Later a more complex system was adopted, a dual IR/TCS system. Often the latest Tomcats have it, with an ECM antenna fitted as well in the same mast. This meant Tomcats had either only an ECM antenna, or the IR sensor or TCS or many combinations of them. The Tomcat's ESM system is is made of many subsystems: RWR, ECM, dispensers in various parts of the fuselage, nose, tail and wings. This was a marked difference with many previous fighter aircraft that did not even a simple RWR as standard.

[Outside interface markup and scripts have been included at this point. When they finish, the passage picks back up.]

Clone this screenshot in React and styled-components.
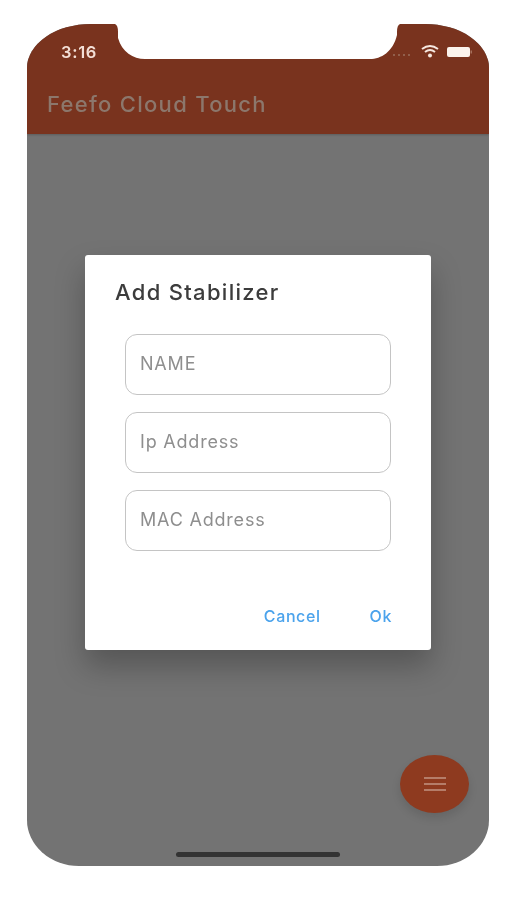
import styled, { createGlobalStyle } from "styled-components";

const GlobalStyle = createGlobalStyle`
  html, body {
    margin: 0;
    padding: 0;
    background: #fff;
  }
  body {
    font-family: Inter, "Liberation Sans", sans-serif;
  }
`;

const Page = styled.div`
  width: 507px;
  height: 900px;
  padding: 24px 18px 34px 27px;
  box-sizing: border-box;
  overflow: hidden;
`;

const Phone = styled.div`
  position: relative;
  width: 462px;
  height: 842px;
  border-radius: 64px 64px 52px 52px / 44px 44px 46px 46px;
  overflow: hidden;
  background: #737373;
  display: flex;
  flex-direction: column;
  filter: blur(0.5px);
`;

const Header = styled.header`
  height: 110px;
  background: #79331e;
  box-shadow: 0 1px 2px rgba(0, 0, 0, 0.2);
  display: flex;
  flex-direction: column;
  box-sizing: border-box;
  flex-shrink: 0;
`;

const StatusBar = styled.div`
  display: flex;
  align-items: center;
  height: 24px;
  margin-top: 16px;
  padding: 0 17px 0 34px;
`;

const Time = styled.span`
  font-size: 16.5px;
  font-weight: 600;
  color: #f3dfd6;
  letter-spacing: 0.7px;
`;

const StatusIcons = styled.div`
  margin-left: auto;
  display: flex;
  align-items: center;
`;

const Title = styled.h1`
  margin: 26px 0 0 20px;
  font-size: 22px;
  line-height: 28px;
  font-weight: 500;
  letter-spacing: 1.3px;
  color: #8c776c;
`;

const Notch = styled.svg`
  position: absolute;
  top: 0;
  left: 88px;
  display: block;
`;

const Scrim = styled.div`
  position: absolute;
  inset: 0;
  padding-top: 15px;
  box-sizing: border-box;
  display: flex;
  align-items: center;
  justify-content: center;
`;

const Dialog = styled.div`
  width: 346px;
  height: 395px;
  box-sizing: border-box;
  padding: 24px 39px 0 30px;
  background: #fff;
  border-radius: 3px;
  box-shadow: 0 16px 30px rgba(0, 0, 0, 0.26);
  display: flex;
  flex-direction: column;
`;

const DialogTitle = styled.h2`
  margin: 0;
  font-size: 22px;
  line-height: 27px;
  font-weight: 500;
  letter-spacing: 1.3px;
  color: #3c3c3c;
`;

const Fields = styled.div`
  display: flex;
  flex-direction: column;
  gap: 17px;
  margin: 28px 0 0 10px;
`;

const Field = styled.div`
  width: 266px;
  height: 61px;
  box-sizing: border-box;
  padding: 0 14px 3px;
  border: 1.5px solid #c4c4c4;
  border-radius: 12px;
  display: flex;
  align-items: center;
  font-size: 18px;
  letter-spacing: 0.8px;
  color: #8e8e8e;
`;

const Actions = styled.div`
  display: flex;
  justify-content: flex-end;
  gap: 49px;
  margin-top: 55px;
`;

const Action = styled.button`
  border: 0;
  padding: 0;
  background: none;
  font-family: inherit;
  font-size: 16px;
  line-height: 20px;
  font-weight: 500;
  letter-spacing: 0.6px;
  color: #4ba3ec;
`;

const Fab = styled.button`
  position: absolute;
  left: 373px;
  top: 731px;
  width: 69px;
  height: 58px;
  padding: 0;
  border: 0;
  border-radius: 50%;
  background: #8e3a1f;
  box-shadow: 0 5px 10px rgba(0, 0, 0, 0.12);
  display: flex;
  flex-direction: column;
  align-items: center;
  justify-content: center;
  gap: 4px;
`;

const FabLine = styled.span`
  width: 22px;
  height: 2px;
  background: #b57d69;
`;

const HomeBar = styled.div`
  position: absolute;
  left: 149px;
  bottom: 9px;
  width: 164px;
  height: 5px;
  border-radius: 3px;
  background: #333;
`;

function App() {
  return (
    <Page>
      <GlobalStyle />
      <Phone>
        <Header>
          <StatusBar>
            <Time>3:16</Time>
            <StatusIcons>
              <svg width="80" height="16" viewBox="0 0 80 16">
                <g fill="#9a6f5d">
                  <circle cx="2" cy="11" r="1" />
                  <circle cx="7" cy="11" r="1" />
                  <circle cx="12" cy="11" r="1" />
                  <circle cx="17" cy="11" r="1" />
                </g>
                <g fill="none" stroke="#f6e8e0" strokeWidth="2">
                  <path d="M30 5 Q38 -1 46 5" />
                  <path d="M33 8 Q38 4 43 8" />
                </g>
                <circle cx="38" cy="11.5" r="2" fill="#f6e8e0" />
                <rect x="55" y="3" width="23" height="10" rx="2" fill="#fbf3ec" />
                <rect x="78.5" y="6.5" width="1.5" height="3" fill="#a5705c" />
              </svg>
            </StatusIcons>
          </StatusBar>
          <Title>Feefo Cloud Touch</Title>
        </Header>
        <Notch width="285" height="36" viewBox="0 0 285 36">
          <path
            d="M0 0 H285 Q282 1 282 8 V11 C278 28 266 35 255 35 H30 C18 35 7 28 3 14 V8 Q3 1 0 0 Z"
            fill="#fff"
          />
        </Notch>
        <Scrim>
          <Dialog>
            <DialogTitle>Add Stabilizer</DialogTitle>
            <Fields>
              <Field>NAME</Field>
              <Field>Ip Address</Field>
              <Field>MAC Address</Field>
            </Fields>
            <Actions>
              <Action>Cancel</Action>
              <Action>Ok</Action>
            </Actions>
          </Dialog>
        </Scrim>
        <Fab>
          <FabLine />
          <FabLine />
          <FabLine />
        </Fab>
        <HomeBar />
      </Phone>
    </Page>
  );
}

export default App;
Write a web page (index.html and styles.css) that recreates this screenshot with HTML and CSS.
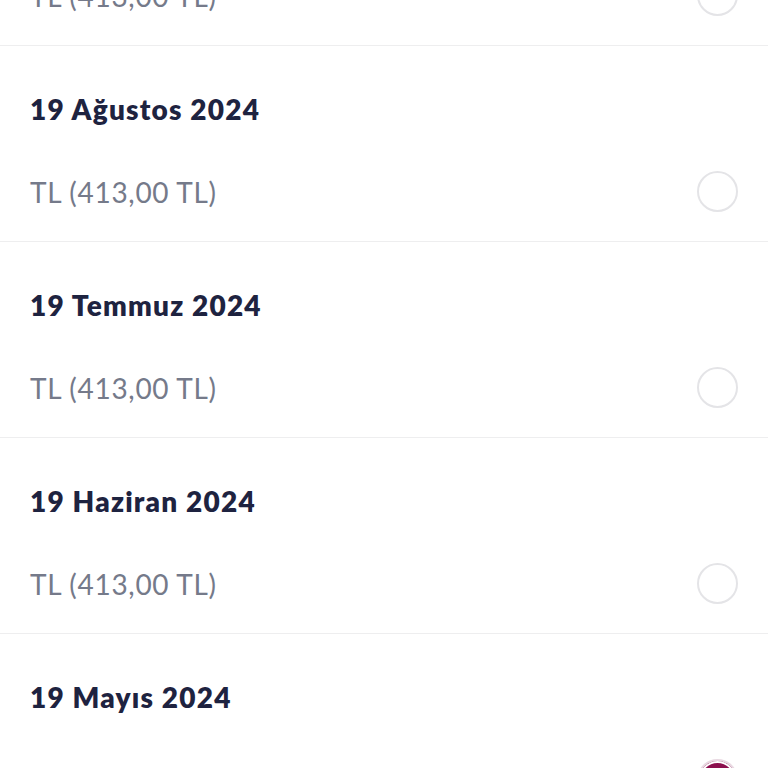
FILE: index.html
```html
<!DOCTYPE html>
<html lang="tr">
<head>
    <meta charset="UTF-8">
    <meta name="viewport" content="width=device-width, initial-scale=1.0">
    <title>Fatura Seçimi</title>
    <link rel="stylesheet" href="styles.css">
</head>
<body>
    <div class="bill-list">
        <div class="bill-item">
            <div class="bill-date">19 Eylül 2024</div>
            <div class="bill-row">
                <span class="bill-amount">TL (413,00 TL)</span>
                <span class="radio"></span>
            </div>
        </div>
        <div class="bill-item">
            <div class="bill-date">19 Ağustos 2024</div>
            <div class="bill-row">
                <span class="bill-amount">TL (413,00 TL)</span>
                <span class="radio"></span>
            </div>
        </div>
        <div class="bill-item">
            <div class="bill-date">19 Temmuz 2024</div>
            <div class="bill-row">
                <span class="bill-amount">TL (413,00 TL)</span>
                <span class="radio"></span>
            </div>
        </div>
        <div class="bill-item">
            <div class="bill-date">19 Haziran 2024</div>
            <div class="bill-row">
                <span class="bill-amount">TL (413,00 TL)</span>
                <span class="radio"></span>
            </div>
        </div>
        <div class="bill-item">
            <div class="bill-date">19 Mayıs 2024</div>
            <div class="bill-row">
                <span class="bill-amount">TL (413,00 TL)</span>
                <span class="radio checked"></span>
            </div>
        </div>
    </div>
</body>
</html>
```

FILE: styles.css
```css
body {
    margin: 0;
    padding: 0;
    background-color: #ffffff;
    font-family: Lato, 'Noto Sans', sans-serif;
    overflow: hidden;
    height: 768px;
}

/* list is scrolled, first item cut off at the top */
.bill-list {
    margin-top: -150px;
}

.bill-item {
    padding: 47px 30px 29px;
    border-bottom: 1px solid #eeeeef;
}

.bill-date {
    font-size: 28px;
    line-height: 32px;
    font-weight: 800;
    letter-spacing: 1.2px;
    color: #1e2340;
}

.bill-row {
    display: flex;
    align-items: center;
    justify-content: space-between;
    height: 41px;
    margin-top: 46px;
}

.bill-amount {
    font-size: 28px;
    letter-spacing: 0.7px;
    color: #757a8a;
}

.radio {
    width: 37px;
    height: 37px;
    border: 2px solid #e4e4e7;
    border-radius: 50%;
}

.radio.checked {
    border-color: #e9d9e2;
    background-color: #8c0f4e;
    box-shadow: inset 0 0 0 2px #ffffff;
}
```
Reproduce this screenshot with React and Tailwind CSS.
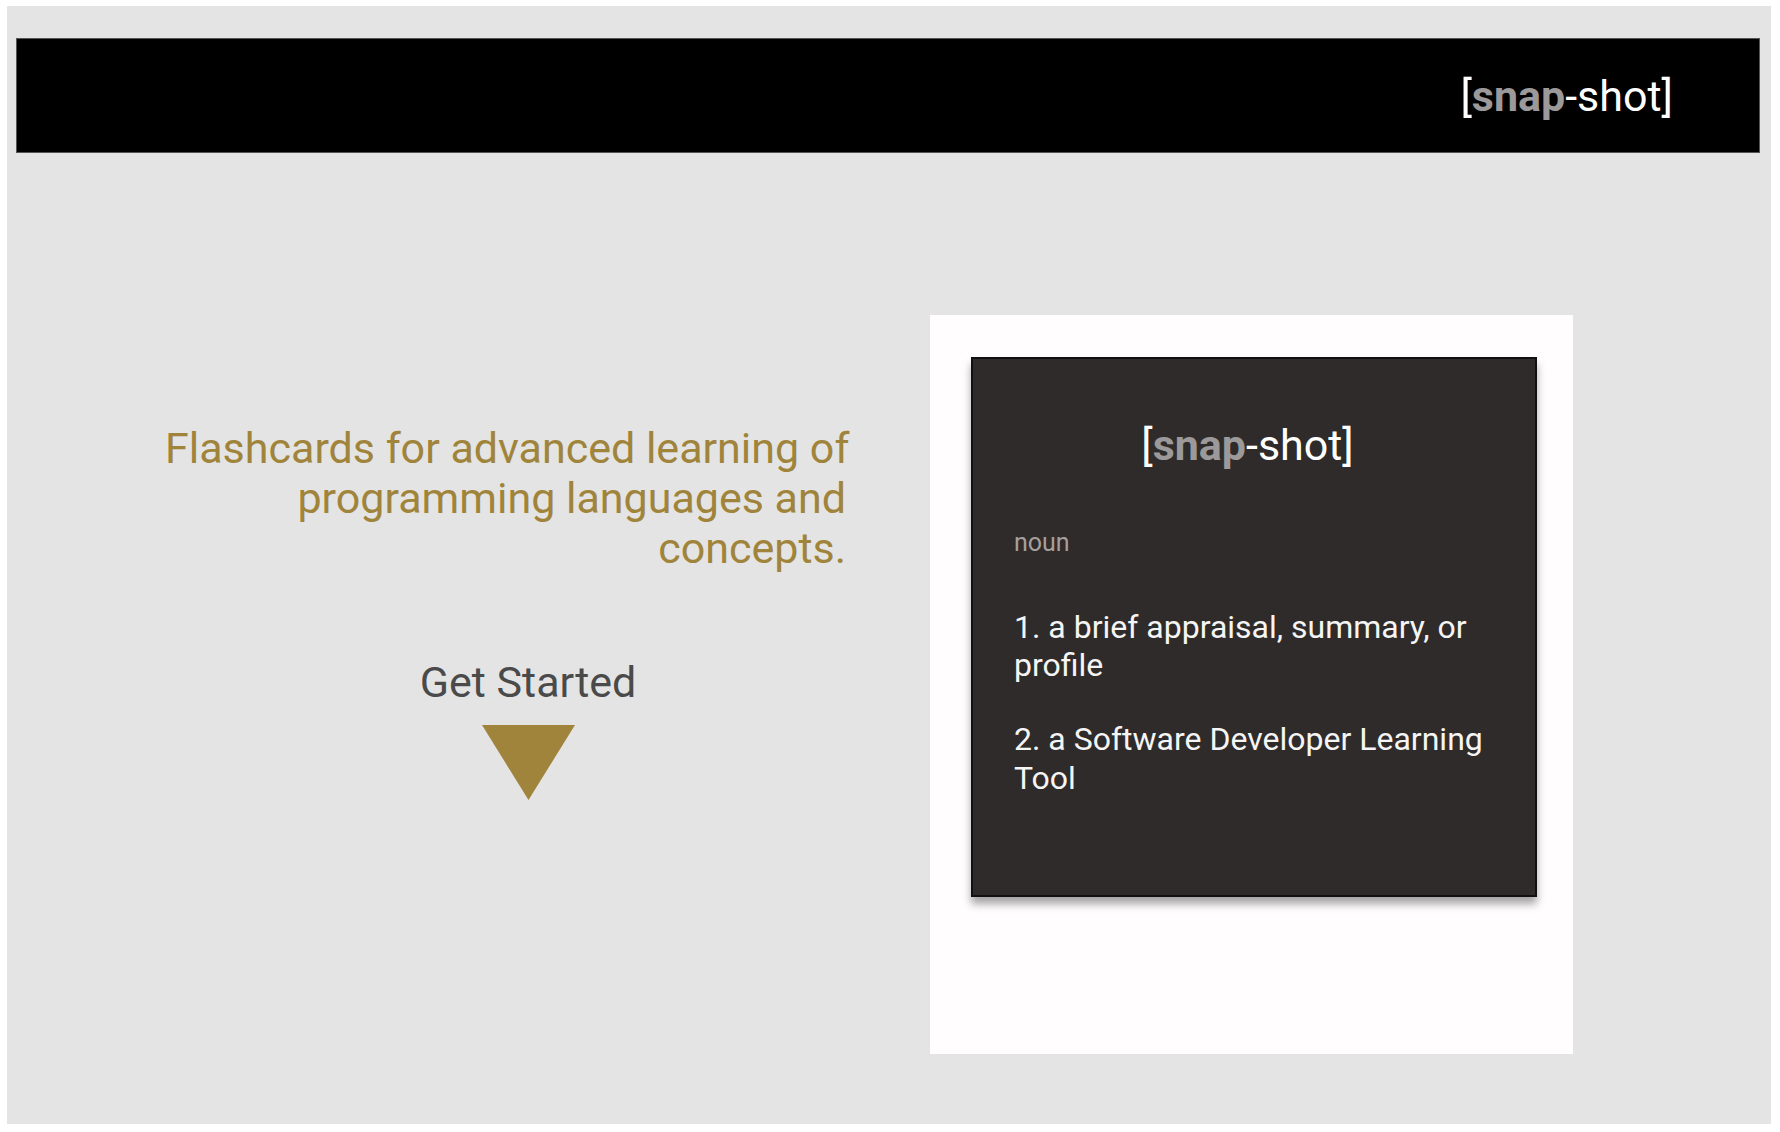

The Tomcat was needed to face both highly maneuverable aircraft and the cruise missile/bomber threat from Soviet regiments and surface units. All this gave new capabilities to act effectively in every aspect of air combat. For weaponry, the Tomcat was mainly designed as a platform for the formidable AIM-54 Phoenix, but unlike the stillborn F-111B it also had capabilities against medium and short range threats, being a full air superiority fighter and not only a long range interceptor. It had the standard US gun, the M61 Vulcan, with 676 rounds and 4,000 or 6,000 RPM selectable (the latter usually for air-to ground missions). Over 6,700 kg of stores could be carried for combat missions in several hard points under the belly and the wing gloves. Generally, this meant 2 or 4 Phoenix with two AIM-7 sparrow and two AIM-9 Sidewinder air-air missiles, and sometimes also two external fuel tanks. The theoretical maximum load of six Phoenix was so heavy that such a combination was never used operationally, even if it had been possible. This means the capability to engage six targets remained theoretical. Sometimes four AIM-7 and four AIM-9 were carried, as the F-4 and F-15 typically used.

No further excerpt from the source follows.